The misconceptions around compostable coffee pods

A stubborn misconception is that recyclable and compostable are roughly the same. They're not. Recyclable means a material can in theory be processed again. Compostable means it biodegrades under the right conditions. Two completely different routes.

A second misconception is that bio-based automatically means home-compostable. Also not true. A capsule can be made partly from plant-based raw materials and still require industrial composting. Bio-based says something about a material's origin, not directly about how fast or where it breaks down.

The third misconception may be the most important: that a compostable claim is enough without clear disposal instructions. That's exactly where things go wrong. If consumers don't know where the pod should go, even a well-designed capsule ends up in residual waste.

What you should really look for as a buyer

If you want to choose well once, look at four things at the same time. First: does it clearly state the pod is compostable, and under which conditions? Second: is it compatible with your machine, for example Nespresso Original?
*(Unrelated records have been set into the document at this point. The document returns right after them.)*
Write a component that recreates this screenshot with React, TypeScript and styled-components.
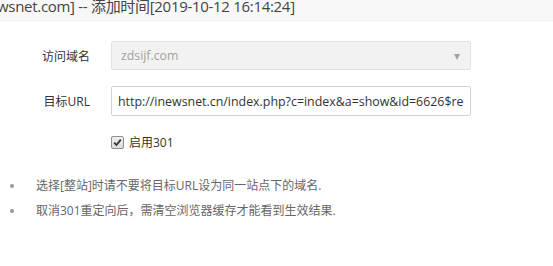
import React from "react"
import styled, { createGlobalStyle } from "styled-components"

const GlobalStyle = createGlobalStyle`
  html, body {
    margin: 0;
    padding: 0;
    background: #fff;
  }
  body {
    font-family: "Open Sans", "Noto Sans CJK SC", sans-serif;
    color: #333;
  }
`

const Page = styled.div`
  width: 553px;
  height: 266px;
  overflow: hidden;
  background: #fff;
`

const Header = styled.div`
  height: 20px;
  display: flex;
  align-items: flex-end;
  overflow: hidden;
  background: #f8f8f8;
  border-bottom: 1px solid #eee;
`

const Title = styled.div`
  font-size: 15px;
  line-height: 20px;
  letter-spacing: -0.3px;
  color: #444;
  white-space: nowrap;
  margin-left: -3px;
  margin-bottom: 4px;
`

const Form = styled.div`
  display: flex;
  flex-direction: column;
  gap: 16px;
  padding-top: 20px;
`

const Row = styled.div`
  display: flex;
  align-items: center;
`

const Label = styled.div`
  width: 90px;
  padding-right: 21px;
  text-align: right;
  font-size: 12px;
  color: #333;
  flex-shrink: 0;
`

const Select = styled.div`
  position: relative;
  box-sizing: border-box;
  width: 360px;
  height: 29px;
  padding: 0 9px;
  display: flex;
  align-items: center;
  background: #f2f2f2;
  border: 1px solid #e2e2e2;
  border-radius: 2px;
  font-size: 12.3px;
  color: #a3a39c;
`

const Arrow = styled.span`
  position: absolute;
  right: 10px;
  top: 12px;
  width: 0;
  height: 0;
  border-left: 3.5px solid transparent;
  border-right: 3.5px solid transparent;
  border-top: 6px solid #a5a59d;
`

const Input = styled.input`
  box-sizing: border-box;
  width: 360px;
  height: 30px;
  padding: 0 6px;
  border: 1px solid #d2d2d2;
  border-radius: 2px;
  font-family: "Open Sans", "Noto Sans CJK SC", sans-serif;
  font-size: 12.4px;
  color: #333;
  background: #fff;
  outline: none;
`

const CheckRow = styled.label`
  display: flex;
  align-items: center;
  gap: 5px;
  margin-left: 111px;
  margin-top: 1px;
  font-size: 12px;
  color: #333;
`

const Box = styled.span`
  box-sizing: border-box;
  width: 13px;
  height: 13px;
  border: 1px solid #8f8f8f;
  border-radius: 2px;
  background: linear-gradient(#f0f0f0, #dcdcdc);
  display: flex;
  align-items: center;
  justify-content: center;
`

const Tips = styled.ul`
  margin: 26px 0 0;
  padding: 0;
  list-style: none;
  display: flex;
  flex-direction: column;
  gap: 8px;
`

const Tip = styled.li`
  position: relative;
  padding-left: 36px;
  font-size: 12px;
  line-height: 17px;
  color: #666;

  &::before {
    content: "";
    position: absolute;
    left: 10px;
    top: 7px;
    width: 4px;
    height: 4px;
    border-radius: 50%;
    background: #999;
  }
`

export default function App() {
  return (
    <>
      <GlobalStyle />
      <Page>
        <Header>
          <Title>wsnet.com] -- 添加时间[2019-10-12 16:14:24]</Title>
        </Header>
        <Form>
          <Row>
            <Label>访问域名</Label>
            <Select>
              zdsijf.com
              <Arrow />
            </Select>
          </Row>
          <Row>
            <Label>目标URL</Label>
            <Input
              readOnly
              value="http://inewsnet.cn/index.php?c=index&a=show&id=6626$request_uri"
            />
          </Row>
          <CheckRow>
            <Box>
              <svg width="9" height="9" viewBox="0 0 9 9">
                <path d="M1.2 4.6 L3.5 7 L7.8 1.6" fill="none" stroke="#333" strokeWidth="1.8" />
              </svg>
            </Box>
            启用301
          </CheckRow>
        </Form>
        <Tips>
          <Tip>选择[整站]时请不要将目标URL设为同一站点下的域名.</Tip>
          <Tip>取消301重定向后，需清空浏览器缓存才能看到生效结果.</Tip>
        </Tips>
      </Page>
    </>
  )
}
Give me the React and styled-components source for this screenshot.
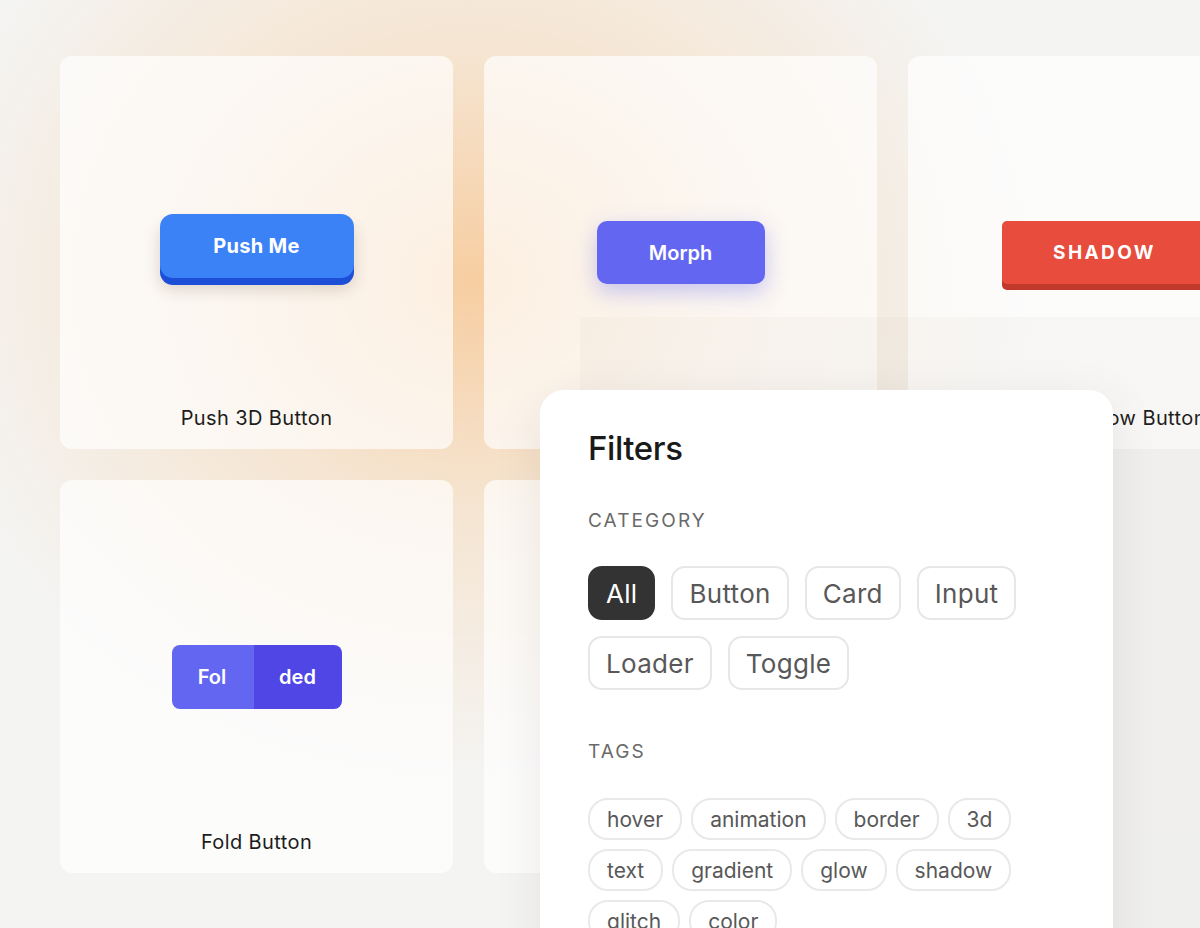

Third: is the material story concrete and credible? Fourth: does the taste match how you drink coffee - espresso, lungo, a darker roast or something lighter?

Look beyond coffee alone and you'll notice something else. Capsules are no longer just a carrier for standard blends. The category is shifting towards specialty, but also towards functional drinks. That's exactly when it gets strange if the packaging is still stuck in an old model of aluminium or conventional plastic. The contents are new. The capsule has to keep up.

So, which coffee pods are compostable?

The best short definition is this: compostable coffee pods are capsules designed to break down under the right composting conditions, that communicate clearly how to dispose of them and make no concessions on machine compatibility.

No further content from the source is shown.